===== Records provided =====

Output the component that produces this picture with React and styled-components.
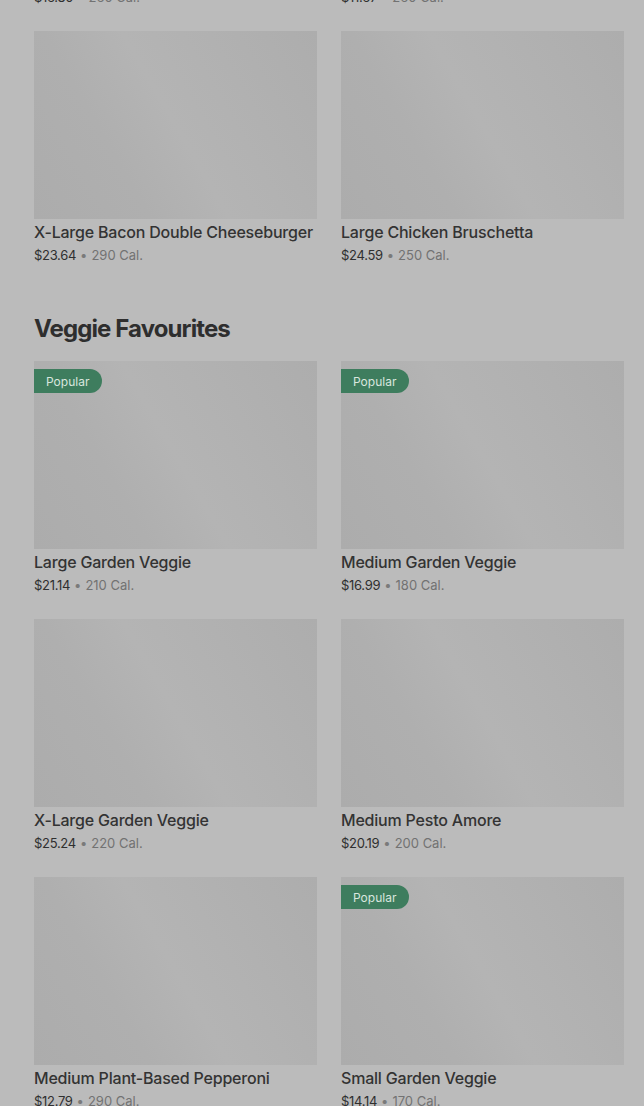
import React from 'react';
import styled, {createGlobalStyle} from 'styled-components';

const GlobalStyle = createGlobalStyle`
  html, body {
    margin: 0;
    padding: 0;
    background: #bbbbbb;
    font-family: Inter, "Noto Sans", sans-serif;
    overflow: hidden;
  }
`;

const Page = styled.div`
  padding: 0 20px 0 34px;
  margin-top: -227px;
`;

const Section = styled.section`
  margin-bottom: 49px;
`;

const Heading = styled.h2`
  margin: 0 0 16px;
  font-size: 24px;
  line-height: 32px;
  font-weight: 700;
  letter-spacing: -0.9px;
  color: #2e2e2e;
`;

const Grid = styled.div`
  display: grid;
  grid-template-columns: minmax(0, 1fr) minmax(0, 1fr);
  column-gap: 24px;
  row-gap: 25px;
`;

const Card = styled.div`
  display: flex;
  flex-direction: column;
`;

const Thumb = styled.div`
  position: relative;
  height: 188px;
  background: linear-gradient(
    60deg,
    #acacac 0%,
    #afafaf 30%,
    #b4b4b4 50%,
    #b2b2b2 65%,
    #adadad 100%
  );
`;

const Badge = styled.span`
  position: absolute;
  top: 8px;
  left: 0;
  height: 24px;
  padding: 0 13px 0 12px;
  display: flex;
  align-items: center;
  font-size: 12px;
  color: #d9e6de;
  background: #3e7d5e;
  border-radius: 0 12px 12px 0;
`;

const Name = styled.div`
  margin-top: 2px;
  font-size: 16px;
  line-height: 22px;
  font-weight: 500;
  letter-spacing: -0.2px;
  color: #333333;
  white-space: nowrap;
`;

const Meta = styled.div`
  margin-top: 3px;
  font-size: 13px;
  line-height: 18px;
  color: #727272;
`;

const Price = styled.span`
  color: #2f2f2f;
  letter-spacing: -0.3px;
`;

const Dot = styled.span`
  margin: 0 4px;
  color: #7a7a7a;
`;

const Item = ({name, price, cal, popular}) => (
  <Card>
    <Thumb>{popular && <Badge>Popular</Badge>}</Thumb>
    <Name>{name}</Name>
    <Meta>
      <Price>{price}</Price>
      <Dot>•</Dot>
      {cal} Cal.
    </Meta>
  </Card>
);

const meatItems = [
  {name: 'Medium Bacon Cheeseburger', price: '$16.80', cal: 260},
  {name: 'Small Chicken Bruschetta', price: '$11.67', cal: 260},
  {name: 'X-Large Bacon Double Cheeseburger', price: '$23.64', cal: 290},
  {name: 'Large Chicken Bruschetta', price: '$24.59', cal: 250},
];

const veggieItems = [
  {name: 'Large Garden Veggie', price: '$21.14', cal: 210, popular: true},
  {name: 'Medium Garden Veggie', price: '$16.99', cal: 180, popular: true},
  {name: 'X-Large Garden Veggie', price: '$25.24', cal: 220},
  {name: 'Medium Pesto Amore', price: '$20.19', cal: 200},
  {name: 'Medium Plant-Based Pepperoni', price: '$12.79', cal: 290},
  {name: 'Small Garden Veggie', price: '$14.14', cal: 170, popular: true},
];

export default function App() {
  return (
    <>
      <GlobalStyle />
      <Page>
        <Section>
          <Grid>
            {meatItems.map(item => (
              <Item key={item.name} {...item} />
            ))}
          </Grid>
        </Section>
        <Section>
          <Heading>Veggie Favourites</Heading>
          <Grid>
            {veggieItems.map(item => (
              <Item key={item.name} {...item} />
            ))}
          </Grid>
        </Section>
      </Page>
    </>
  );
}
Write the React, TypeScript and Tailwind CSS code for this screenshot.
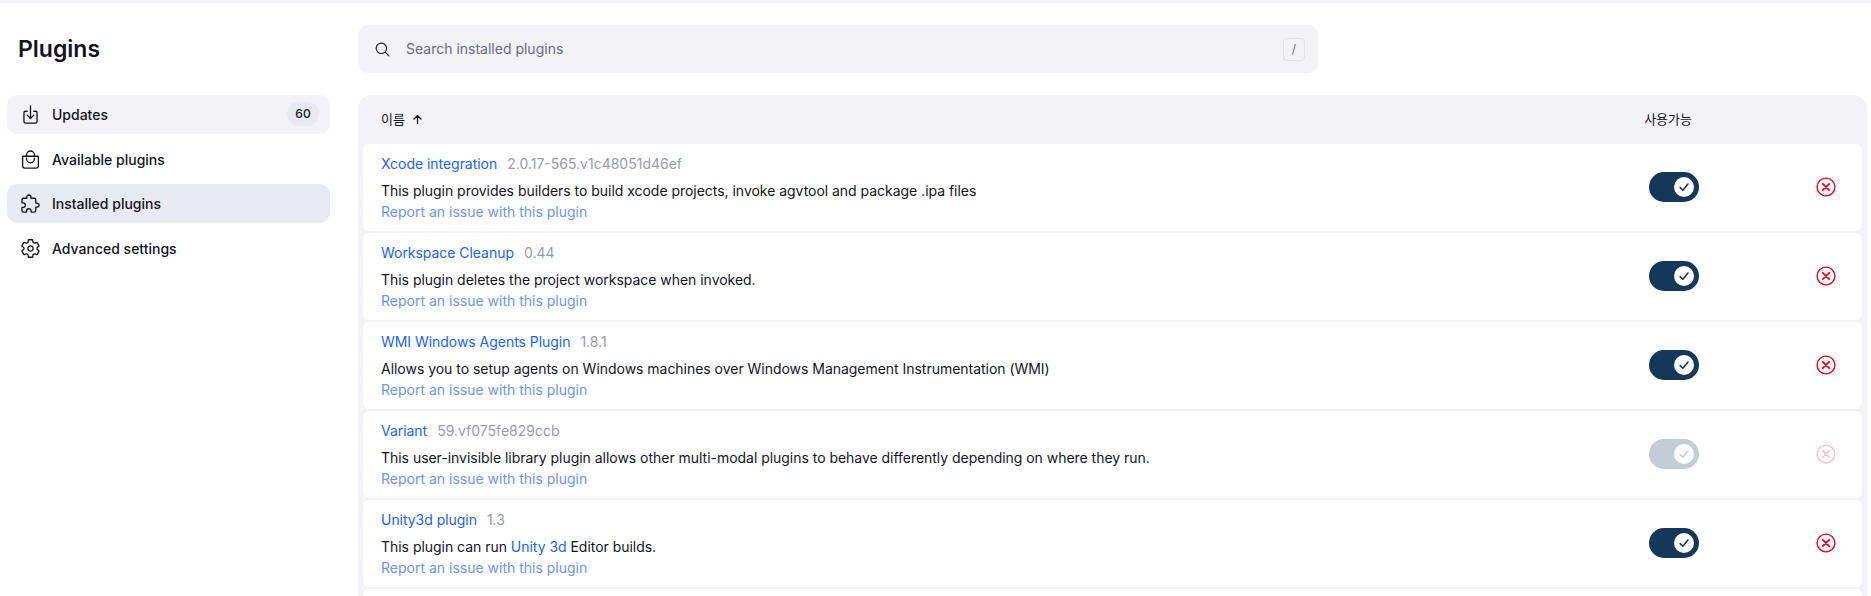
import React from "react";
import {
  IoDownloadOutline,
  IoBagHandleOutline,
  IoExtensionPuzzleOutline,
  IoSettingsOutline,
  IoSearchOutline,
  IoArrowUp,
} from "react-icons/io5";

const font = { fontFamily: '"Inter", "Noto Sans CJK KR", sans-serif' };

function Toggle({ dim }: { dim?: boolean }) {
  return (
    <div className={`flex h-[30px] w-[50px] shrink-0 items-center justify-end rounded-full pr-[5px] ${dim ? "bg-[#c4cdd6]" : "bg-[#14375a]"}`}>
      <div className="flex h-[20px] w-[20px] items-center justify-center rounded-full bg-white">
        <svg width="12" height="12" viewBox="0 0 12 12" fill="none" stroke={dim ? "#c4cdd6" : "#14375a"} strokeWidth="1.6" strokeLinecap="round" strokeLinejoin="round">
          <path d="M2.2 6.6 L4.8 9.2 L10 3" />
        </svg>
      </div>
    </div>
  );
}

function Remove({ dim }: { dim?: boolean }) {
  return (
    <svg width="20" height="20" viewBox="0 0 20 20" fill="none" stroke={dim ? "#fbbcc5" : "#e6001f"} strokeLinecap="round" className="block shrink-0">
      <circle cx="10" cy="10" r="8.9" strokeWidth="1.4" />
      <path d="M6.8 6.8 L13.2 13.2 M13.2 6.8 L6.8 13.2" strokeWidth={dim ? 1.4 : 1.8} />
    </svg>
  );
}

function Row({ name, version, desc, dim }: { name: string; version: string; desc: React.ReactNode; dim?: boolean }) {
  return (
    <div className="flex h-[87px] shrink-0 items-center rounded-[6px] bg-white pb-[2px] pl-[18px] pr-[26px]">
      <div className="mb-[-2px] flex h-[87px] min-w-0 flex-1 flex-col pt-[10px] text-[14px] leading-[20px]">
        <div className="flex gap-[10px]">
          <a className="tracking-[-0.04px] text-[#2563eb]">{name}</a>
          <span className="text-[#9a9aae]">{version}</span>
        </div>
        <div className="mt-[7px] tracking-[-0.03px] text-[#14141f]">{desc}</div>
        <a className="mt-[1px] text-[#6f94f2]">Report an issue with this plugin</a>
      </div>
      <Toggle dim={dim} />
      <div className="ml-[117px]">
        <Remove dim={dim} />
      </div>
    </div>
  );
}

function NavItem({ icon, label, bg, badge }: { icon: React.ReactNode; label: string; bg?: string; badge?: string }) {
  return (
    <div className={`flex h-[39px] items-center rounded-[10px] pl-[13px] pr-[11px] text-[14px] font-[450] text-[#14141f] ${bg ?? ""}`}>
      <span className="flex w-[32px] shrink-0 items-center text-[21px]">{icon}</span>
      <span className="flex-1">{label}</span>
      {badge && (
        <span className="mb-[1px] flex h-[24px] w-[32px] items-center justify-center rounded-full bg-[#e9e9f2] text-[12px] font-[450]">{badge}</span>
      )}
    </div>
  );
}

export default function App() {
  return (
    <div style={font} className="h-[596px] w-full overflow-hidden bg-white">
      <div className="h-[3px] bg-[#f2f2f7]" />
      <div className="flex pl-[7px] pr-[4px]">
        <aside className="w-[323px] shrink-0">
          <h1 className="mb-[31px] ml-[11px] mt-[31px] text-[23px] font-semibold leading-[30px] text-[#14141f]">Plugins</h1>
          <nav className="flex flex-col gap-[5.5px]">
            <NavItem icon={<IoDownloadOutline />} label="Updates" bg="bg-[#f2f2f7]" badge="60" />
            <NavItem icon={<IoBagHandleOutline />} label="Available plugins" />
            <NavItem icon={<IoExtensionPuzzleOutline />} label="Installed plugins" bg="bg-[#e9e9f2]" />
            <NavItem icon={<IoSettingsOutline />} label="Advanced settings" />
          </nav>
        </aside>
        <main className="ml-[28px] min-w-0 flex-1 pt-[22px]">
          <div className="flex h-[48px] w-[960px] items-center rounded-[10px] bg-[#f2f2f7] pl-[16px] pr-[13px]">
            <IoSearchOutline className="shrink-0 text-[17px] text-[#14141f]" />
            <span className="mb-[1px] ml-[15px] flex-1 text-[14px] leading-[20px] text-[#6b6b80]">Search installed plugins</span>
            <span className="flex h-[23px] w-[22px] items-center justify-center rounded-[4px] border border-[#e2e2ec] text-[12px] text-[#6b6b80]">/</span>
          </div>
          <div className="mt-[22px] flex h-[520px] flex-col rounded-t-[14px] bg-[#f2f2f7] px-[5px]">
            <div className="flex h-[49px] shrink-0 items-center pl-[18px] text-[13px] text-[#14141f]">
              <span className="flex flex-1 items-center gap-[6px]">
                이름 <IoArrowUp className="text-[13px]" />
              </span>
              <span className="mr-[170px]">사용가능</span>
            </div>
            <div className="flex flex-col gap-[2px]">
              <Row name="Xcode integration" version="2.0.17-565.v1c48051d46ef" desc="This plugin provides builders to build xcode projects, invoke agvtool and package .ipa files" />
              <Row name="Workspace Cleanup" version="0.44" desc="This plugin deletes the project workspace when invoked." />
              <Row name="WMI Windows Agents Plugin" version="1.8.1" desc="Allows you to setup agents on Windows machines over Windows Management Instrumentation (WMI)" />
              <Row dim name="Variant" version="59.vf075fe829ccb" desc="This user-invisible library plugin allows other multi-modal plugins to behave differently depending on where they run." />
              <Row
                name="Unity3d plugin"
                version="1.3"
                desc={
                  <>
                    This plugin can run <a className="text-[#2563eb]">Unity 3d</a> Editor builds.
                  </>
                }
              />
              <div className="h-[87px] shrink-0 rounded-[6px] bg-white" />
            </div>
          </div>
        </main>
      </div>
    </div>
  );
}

=====

**Written instruction**: Copy every line above that includes the string "components".

**The result**:
Output the component that produces this picture with React and styled-components.
import styled, {createGlobalStyle} from 'styled-components';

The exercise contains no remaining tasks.